Given information:
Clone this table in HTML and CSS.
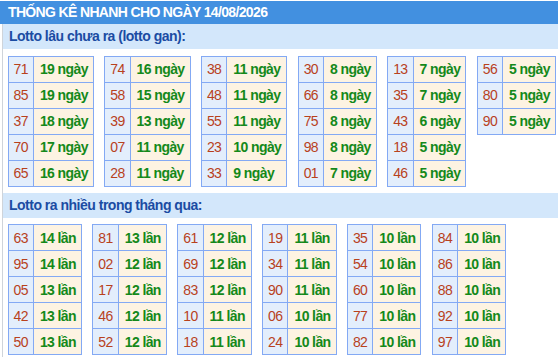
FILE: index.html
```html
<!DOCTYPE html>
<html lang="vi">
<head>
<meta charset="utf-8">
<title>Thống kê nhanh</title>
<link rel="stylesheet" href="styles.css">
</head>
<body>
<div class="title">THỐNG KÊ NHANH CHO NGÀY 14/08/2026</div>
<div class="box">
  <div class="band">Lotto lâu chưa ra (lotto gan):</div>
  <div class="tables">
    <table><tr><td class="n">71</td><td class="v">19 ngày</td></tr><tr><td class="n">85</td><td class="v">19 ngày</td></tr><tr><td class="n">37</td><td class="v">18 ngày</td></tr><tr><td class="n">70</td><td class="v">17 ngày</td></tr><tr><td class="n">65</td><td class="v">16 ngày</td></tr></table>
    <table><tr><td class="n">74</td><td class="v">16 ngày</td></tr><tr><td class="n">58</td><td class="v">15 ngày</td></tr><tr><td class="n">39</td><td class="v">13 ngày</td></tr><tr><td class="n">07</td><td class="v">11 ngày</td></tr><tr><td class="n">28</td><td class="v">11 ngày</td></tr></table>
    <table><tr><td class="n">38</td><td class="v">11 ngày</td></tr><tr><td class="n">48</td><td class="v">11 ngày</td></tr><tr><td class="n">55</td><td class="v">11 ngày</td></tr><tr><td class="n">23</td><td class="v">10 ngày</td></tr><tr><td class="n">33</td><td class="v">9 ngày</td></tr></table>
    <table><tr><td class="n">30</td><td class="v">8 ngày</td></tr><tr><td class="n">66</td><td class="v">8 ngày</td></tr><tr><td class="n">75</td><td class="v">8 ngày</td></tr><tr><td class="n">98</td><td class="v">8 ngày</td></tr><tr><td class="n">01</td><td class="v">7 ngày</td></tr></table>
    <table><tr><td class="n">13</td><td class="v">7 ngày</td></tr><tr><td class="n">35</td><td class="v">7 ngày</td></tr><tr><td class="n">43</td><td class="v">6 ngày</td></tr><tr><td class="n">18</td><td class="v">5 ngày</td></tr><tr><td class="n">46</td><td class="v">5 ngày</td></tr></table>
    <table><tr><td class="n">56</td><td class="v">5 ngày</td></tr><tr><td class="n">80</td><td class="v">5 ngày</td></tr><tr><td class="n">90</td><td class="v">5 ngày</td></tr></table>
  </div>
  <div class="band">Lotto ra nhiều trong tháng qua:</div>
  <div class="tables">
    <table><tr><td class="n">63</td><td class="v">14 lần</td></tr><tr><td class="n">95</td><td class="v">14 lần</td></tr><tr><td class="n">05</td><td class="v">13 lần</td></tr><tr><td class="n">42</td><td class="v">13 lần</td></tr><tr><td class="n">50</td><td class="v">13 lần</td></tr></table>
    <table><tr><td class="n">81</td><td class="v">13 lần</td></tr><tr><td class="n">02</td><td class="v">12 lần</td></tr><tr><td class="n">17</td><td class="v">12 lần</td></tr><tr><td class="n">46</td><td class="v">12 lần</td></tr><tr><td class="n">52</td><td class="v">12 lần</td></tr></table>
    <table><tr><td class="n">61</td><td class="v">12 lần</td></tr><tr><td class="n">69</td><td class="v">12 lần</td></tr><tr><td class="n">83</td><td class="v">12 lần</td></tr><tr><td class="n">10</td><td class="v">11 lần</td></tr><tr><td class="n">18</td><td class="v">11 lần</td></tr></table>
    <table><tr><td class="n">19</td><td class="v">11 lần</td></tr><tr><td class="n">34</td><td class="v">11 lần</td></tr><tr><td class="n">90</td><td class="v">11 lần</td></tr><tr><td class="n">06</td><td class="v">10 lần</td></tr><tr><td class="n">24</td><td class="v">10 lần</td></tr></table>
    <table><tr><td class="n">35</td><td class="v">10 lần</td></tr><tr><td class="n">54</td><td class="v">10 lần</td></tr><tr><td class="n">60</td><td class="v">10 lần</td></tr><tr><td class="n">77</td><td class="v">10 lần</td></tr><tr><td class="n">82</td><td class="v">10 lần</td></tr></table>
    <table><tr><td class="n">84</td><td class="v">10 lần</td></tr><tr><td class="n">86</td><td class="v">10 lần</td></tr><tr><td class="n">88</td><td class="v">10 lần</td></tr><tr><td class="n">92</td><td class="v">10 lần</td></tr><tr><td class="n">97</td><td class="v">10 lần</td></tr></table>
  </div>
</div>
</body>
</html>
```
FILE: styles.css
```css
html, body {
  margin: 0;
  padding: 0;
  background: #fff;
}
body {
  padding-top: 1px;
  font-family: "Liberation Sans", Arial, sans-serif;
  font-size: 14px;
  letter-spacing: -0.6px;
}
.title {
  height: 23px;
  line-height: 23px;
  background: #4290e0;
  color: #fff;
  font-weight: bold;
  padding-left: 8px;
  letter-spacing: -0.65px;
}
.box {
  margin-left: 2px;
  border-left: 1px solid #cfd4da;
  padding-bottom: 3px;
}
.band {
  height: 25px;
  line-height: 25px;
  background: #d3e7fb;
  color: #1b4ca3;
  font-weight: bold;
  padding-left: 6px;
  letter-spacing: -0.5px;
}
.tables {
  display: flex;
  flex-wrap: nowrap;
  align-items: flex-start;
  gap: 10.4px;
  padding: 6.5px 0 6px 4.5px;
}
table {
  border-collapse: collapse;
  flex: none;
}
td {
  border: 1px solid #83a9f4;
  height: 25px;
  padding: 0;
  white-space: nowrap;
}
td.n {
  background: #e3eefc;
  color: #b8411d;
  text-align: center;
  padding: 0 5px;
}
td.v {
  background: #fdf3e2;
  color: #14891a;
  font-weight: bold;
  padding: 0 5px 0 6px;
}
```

--

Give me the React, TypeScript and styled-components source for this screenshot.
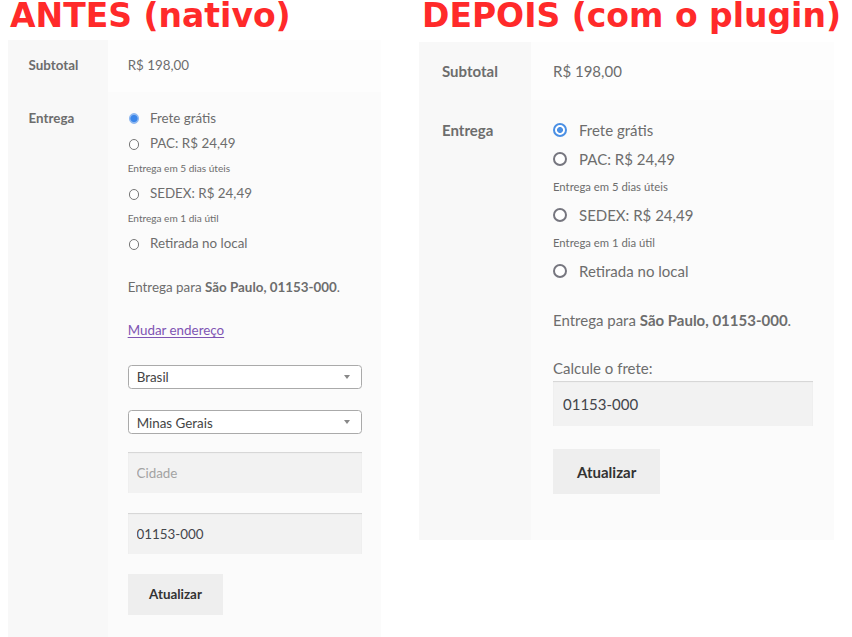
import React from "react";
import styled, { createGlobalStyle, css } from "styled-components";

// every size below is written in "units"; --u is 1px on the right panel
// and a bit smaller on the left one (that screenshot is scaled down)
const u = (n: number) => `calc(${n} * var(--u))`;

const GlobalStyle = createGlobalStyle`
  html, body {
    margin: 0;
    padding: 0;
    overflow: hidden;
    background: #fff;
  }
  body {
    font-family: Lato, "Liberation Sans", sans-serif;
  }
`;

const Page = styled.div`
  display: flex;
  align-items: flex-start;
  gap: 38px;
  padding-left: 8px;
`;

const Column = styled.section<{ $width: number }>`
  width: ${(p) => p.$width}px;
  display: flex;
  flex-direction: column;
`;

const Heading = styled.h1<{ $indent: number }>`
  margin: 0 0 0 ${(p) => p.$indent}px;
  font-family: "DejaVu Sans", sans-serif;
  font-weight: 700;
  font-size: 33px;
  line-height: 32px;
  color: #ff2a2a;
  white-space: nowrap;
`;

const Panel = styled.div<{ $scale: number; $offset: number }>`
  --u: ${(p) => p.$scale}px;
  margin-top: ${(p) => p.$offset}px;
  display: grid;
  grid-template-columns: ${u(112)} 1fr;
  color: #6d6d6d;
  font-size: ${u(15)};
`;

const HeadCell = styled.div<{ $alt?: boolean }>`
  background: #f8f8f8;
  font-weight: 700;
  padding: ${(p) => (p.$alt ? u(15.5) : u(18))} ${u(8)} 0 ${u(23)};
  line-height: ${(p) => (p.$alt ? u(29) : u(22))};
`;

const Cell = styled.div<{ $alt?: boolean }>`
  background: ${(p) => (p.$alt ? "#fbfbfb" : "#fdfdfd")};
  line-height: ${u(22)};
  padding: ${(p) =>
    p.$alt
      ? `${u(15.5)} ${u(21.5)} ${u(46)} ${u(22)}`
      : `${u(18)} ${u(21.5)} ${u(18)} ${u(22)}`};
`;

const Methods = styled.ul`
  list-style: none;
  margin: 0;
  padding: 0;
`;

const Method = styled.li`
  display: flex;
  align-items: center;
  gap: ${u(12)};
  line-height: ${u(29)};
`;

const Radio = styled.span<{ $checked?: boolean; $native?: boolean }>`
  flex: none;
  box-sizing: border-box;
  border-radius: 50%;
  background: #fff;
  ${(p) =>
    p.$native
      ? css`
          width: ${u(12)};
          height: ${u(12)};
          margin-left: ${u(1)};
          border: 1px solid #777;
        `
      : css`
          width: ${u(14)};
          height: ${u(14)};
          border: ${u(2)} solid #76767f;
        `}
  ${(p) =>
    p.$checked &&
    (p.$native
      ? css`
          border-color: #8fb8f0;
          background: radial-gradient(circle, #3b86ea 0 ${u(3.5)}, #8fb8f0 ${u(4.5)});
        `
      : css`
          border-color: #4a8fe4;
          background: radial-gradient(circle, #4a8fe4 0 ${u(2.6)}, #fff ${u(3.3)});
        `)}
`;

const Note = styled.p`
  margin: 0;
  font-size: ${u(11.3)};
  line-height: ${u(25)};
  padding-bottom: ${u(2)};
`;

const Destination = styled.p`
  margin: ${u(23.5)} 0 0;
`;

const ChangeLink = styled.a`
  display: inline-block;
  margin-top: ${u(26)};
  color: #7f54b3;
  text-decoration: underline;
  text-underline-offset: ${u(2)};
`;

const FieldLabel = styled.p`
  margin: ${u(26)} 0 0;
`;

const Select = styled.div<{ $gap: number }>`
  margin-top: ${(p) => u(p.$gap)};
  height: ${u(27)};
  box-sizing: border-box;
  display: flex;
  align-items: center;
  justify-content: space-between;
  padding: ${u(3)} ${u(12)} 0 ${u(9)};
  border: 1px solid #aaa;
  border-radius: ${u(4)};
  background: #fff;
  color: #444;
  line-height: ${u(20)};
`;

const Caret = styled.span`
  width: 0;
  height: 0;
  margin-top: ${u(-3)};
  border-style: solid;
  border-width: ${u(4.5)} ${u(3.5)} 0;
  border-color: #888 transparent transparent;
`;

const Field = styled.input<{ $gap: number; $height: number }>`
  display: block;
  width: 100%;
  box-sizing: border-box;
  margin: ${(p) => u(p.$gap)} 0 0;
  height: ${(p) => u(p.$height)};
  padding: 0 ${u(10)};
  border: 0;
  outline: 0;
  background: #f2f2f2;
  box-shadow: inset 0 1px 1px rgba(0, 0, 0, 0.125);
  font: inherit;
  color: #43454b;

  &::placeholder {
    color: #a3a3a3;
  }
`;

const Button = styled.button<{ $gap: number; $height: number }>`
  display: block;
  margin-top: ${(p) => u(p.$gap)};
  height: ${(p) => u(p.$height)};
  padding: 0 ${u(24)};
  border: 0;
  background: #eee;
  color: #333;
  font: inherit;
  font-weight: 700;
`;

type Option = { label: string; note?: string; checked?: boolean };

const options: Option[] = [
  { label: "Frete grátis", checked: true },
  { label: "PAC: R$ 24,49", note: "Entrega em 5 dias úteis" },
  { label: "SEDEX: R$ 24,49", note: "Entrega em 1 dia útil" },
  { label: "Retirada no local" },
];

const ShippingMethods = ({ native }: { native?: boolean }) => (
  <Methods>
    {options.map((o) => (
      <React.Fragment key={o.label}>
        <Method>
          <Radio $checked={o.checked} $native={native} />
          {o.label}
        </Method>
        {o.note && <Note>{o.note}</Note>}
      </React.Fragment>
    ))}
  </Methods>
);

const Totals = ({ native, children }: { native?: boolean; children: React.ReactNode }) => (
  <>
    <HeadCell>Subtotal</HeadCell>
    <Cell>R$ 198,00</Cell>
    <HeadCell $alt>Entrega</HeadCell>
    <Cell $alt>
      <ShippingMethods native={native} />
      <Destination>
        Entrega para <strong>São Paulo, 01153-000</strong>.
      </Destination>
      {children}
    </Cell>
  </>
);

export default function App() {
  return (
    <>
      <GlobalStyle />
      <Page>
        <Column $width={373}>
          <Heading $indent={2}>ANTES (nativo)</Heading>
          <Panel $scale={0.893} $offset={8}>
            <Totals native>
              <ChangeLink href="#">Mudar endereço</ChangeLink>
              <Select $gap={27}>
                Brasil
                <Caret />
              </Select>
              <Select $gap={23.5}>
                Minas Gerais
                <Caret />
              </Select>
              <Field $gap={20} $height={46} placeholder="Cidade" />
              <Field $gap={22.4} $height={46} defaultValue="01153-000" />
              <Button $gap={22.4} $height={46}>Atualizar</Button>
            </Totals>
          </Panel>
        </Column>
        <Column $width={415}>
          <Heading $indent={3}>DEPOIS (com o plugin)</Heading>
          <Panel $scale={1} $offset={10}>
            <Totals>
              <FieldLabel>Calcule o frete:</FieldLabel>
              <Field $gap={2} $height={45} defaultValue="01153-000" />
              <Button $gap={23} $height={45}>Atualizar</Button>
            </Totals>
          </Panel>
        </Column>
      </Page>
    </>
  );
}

Task to carry out:
Count the lines of the material that include the word "this", then report only the total.

Correct output:
2